Whenever you have a fibration as above, with total space $E$ say, you get a longer sequence
$$ \dotsb \to \Omega^2B\to K(\mathbb{Z}/2,d-1)\to \Omega E \to \Omega B \to K(\mathbb{Z}/2,d-1) \to E \to B \to K(\mathbb{Z}/2,d)$$
in which any three adjacent terms give a fibration.  In particular, we have some fibrations with Eilenberg-MacLane spaces as the base, and others with Eilenberg-MacLane spaces as the fibre.  All of the examples that we have discussed arise in this way, for suitable choices of $B$ and $d$.
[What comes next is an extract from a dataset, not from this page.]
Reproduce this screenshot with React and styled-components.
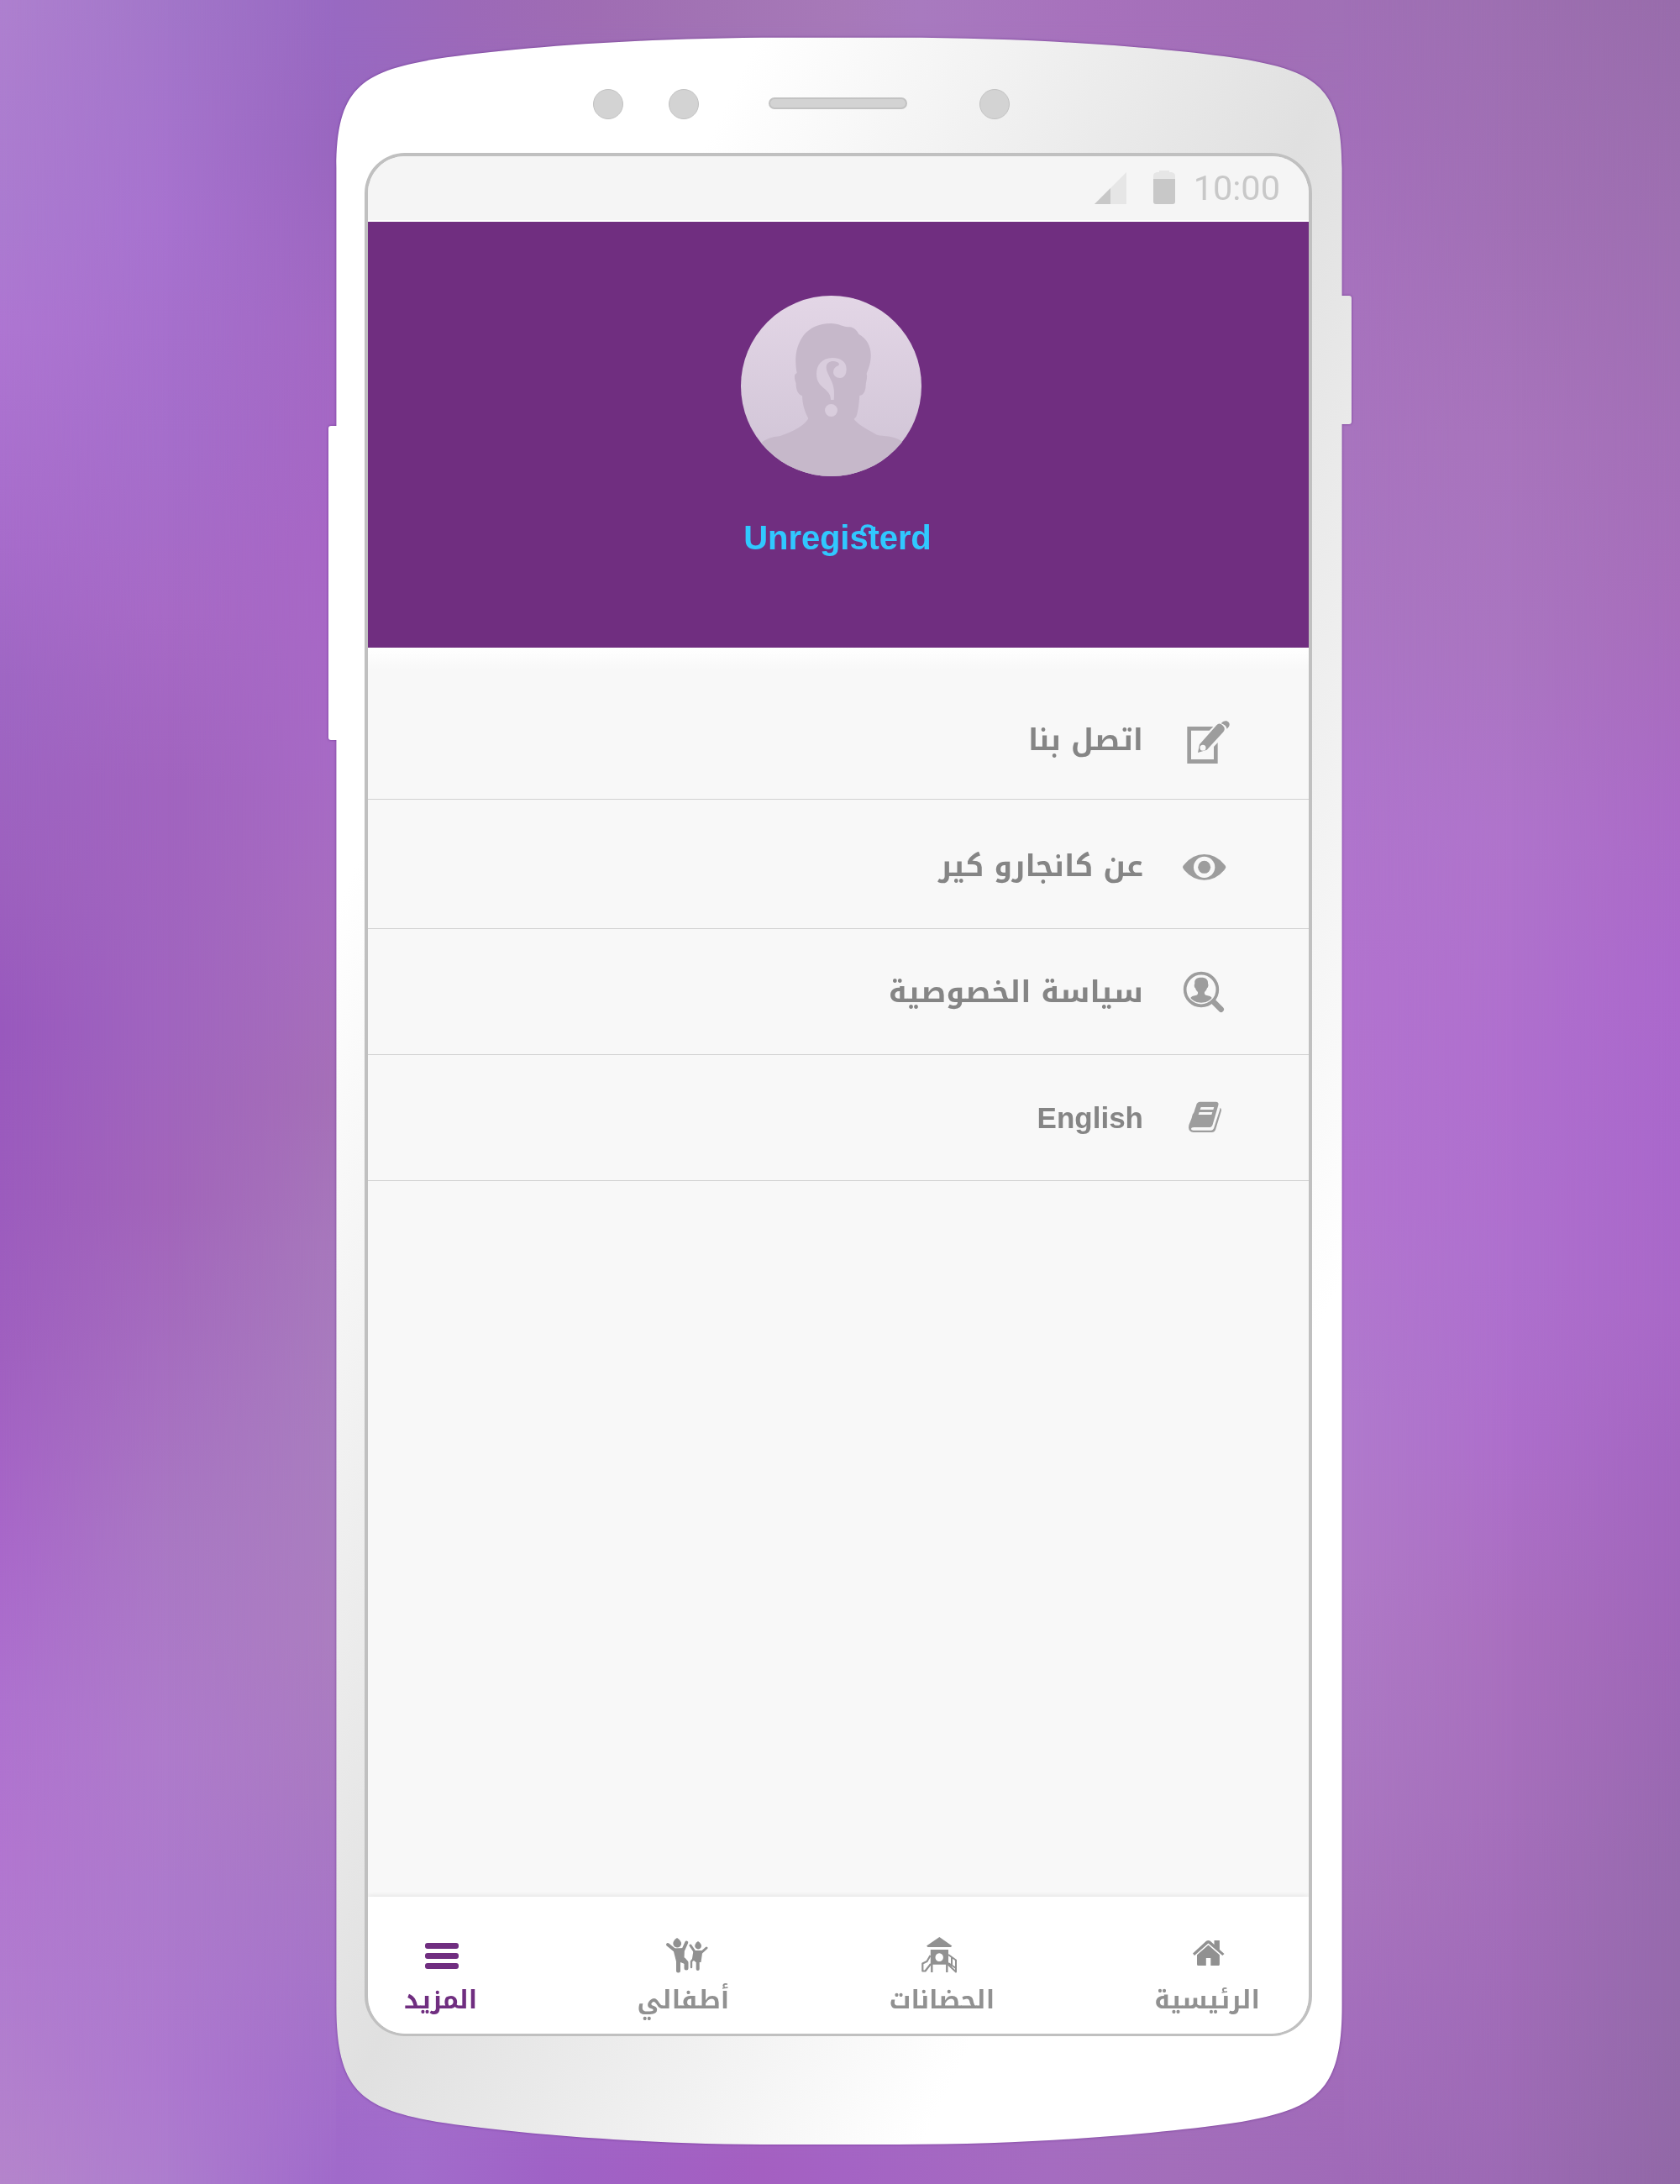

Given a compact Lie group $G$, we could in principle classify fibrations with fibre $BG$ using $B\text{hAut}(BG)$, which is similar to $\text{Map}(BG,BG)$.  If $G$ is an $n$-torus then $BG=K(\mathbb{Z}^n,2)$ and$\text{hAut}(BG)\simeq BG\times GL_n(\mathbb{Z})$ by an argument similar to that given above, so this is not too hard to understand.  However, even in the simplest nonabelian case of $G=SU(2)$, the set $[BG,BG]$ is uncountable and has no tractable structure, so this approach is not very useful.  We can instead try to produce extensions $G\to P\to Q$ of topological groups, for various $Q$, and then take classifying spaces to produce fibrations $BG\to BP\to BQ$.  This will not produce all $BG$-fibrations over $BQ$, but it will produce a class of such fibrations that one can reasonably hope to analyse.